Most of us do not recall that we received the tax cuts, money we’ve long since spent and that helped stimulate local economies. For those who believe the money designated for entitlement programs was a waste, just ask a policeman, teacher or welfare worker if they value having their jobs, and whether you value the services they provide your community.
As for the infrastructure investments, these dollars found their way to nearly every county and municipality in every state. For example, I was visiting with Sheridan’s mayor recently and learned that our town of 700 residents received two stimulus grants. With one of $18,439 received in 2009, the town repaired deteriorating streets and fixed water leaks and other problems with town facilities. While at a high school football game this fall, the mayor received a call on his cell phone from Sen. Jon Tester informing him that Sheridan was awarded a second grant of $2.5 million to help replace the town’s deteriorated sewer system.
Twin Bridges received $2.66 million for two projects, and Virginia City $966,000 for two projects. In total, Madison County and its municipalities received $6,387,000 covering everything from bridge replacement, irrigation, education, energy, and health and human services projects.

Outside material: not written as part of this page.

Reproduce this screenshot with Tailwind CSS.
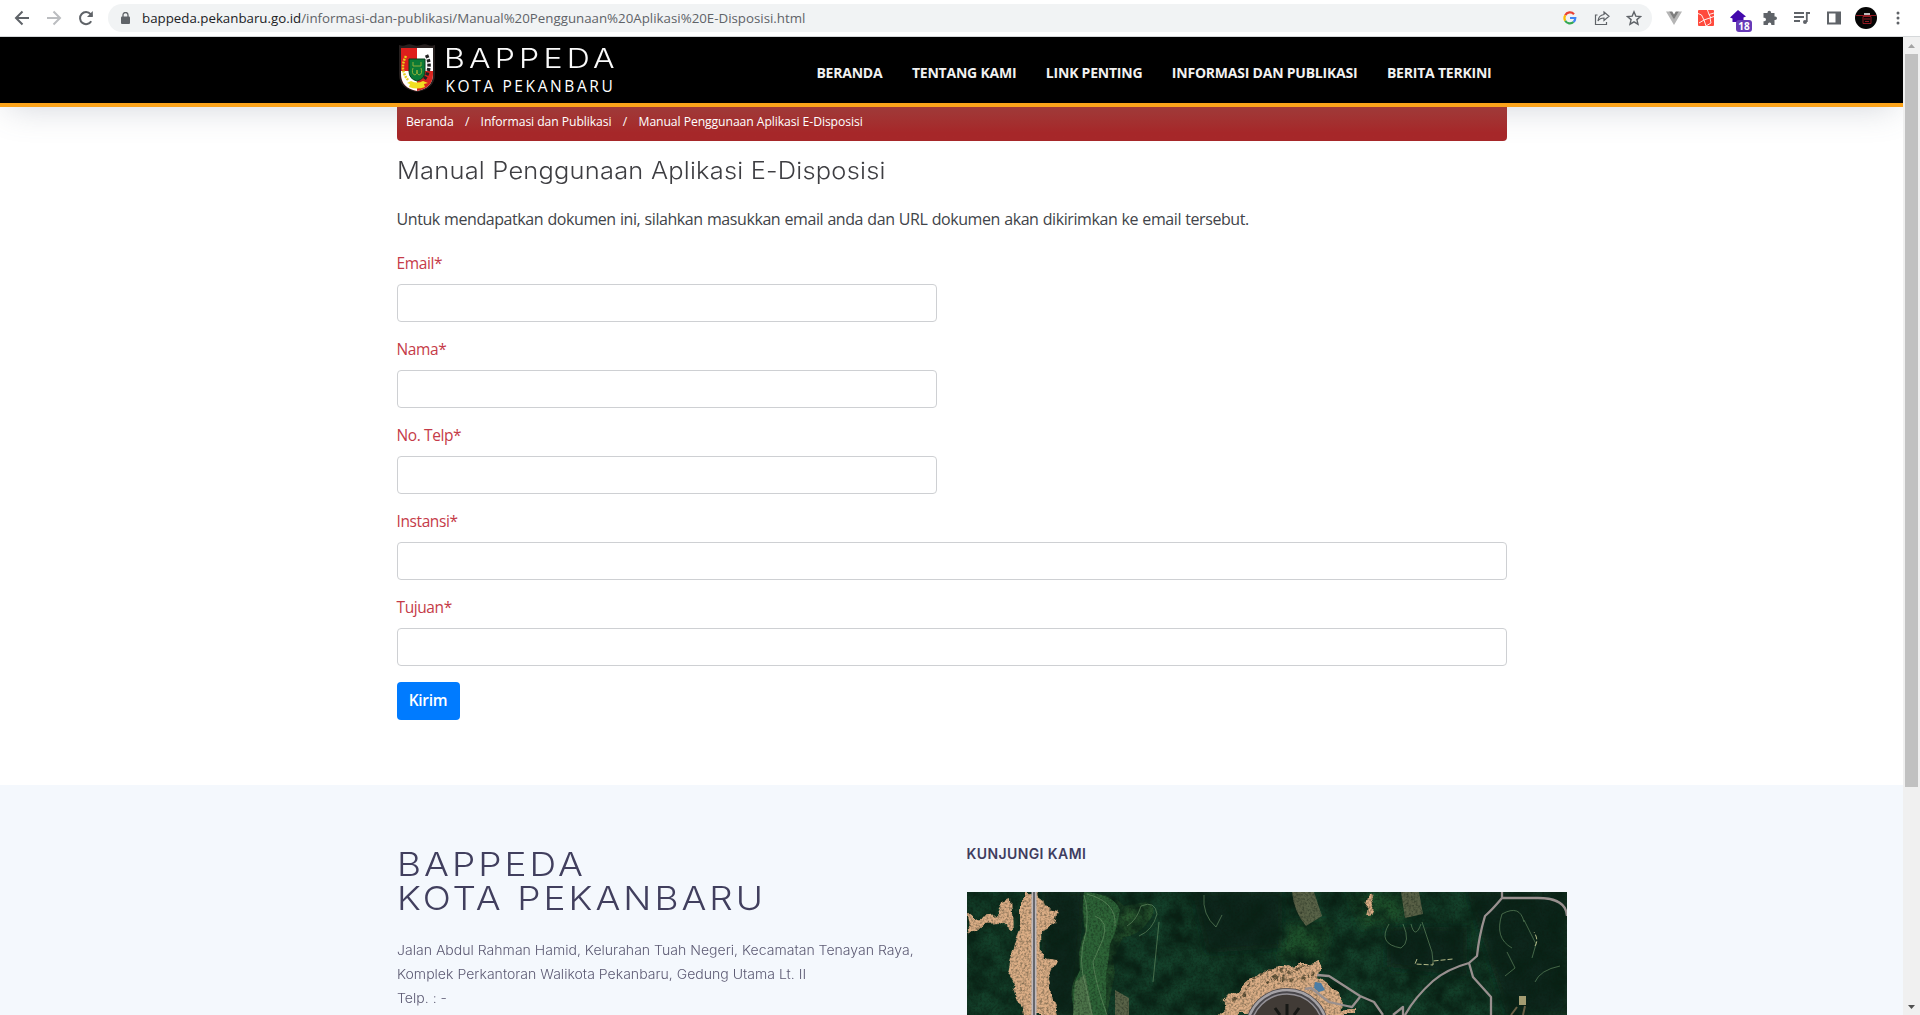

In total, Montana received 2,615 contracts, grants and loans totaling over $1.5 billion through November. This infusion of capital funded improvements in our communities, provided jobs for our neighbors, and are investments that few of us realize were made possible, partially or wholly, by the ARRA.
Through September, nearly $270 billion in federal contracts, grants and loans have been awarded for infrastructure projects in all 50 states. Among them were initiatives supporting community health care centers to provide services to millions of Americans who had lost or could no longer afford health care insurance for their families, often due to the loss of their jobs. With so many jobs vanishing from the private sector in recent years, the ARRA tried to fill the employment void.
We cannot know how much worse the “Great Recession” might have been. However, losing more jobs in a failing economy would have reduced the ability of more unemployed citizens to generate demand for goods and services, pay taxes funding state and local services, while creating additional demand for unemployment benefits and social services.
Too often we hear the bad news and miss the good. In civilized societies where governments are designed to serve the greater well being of all citizens, I see this as some good news.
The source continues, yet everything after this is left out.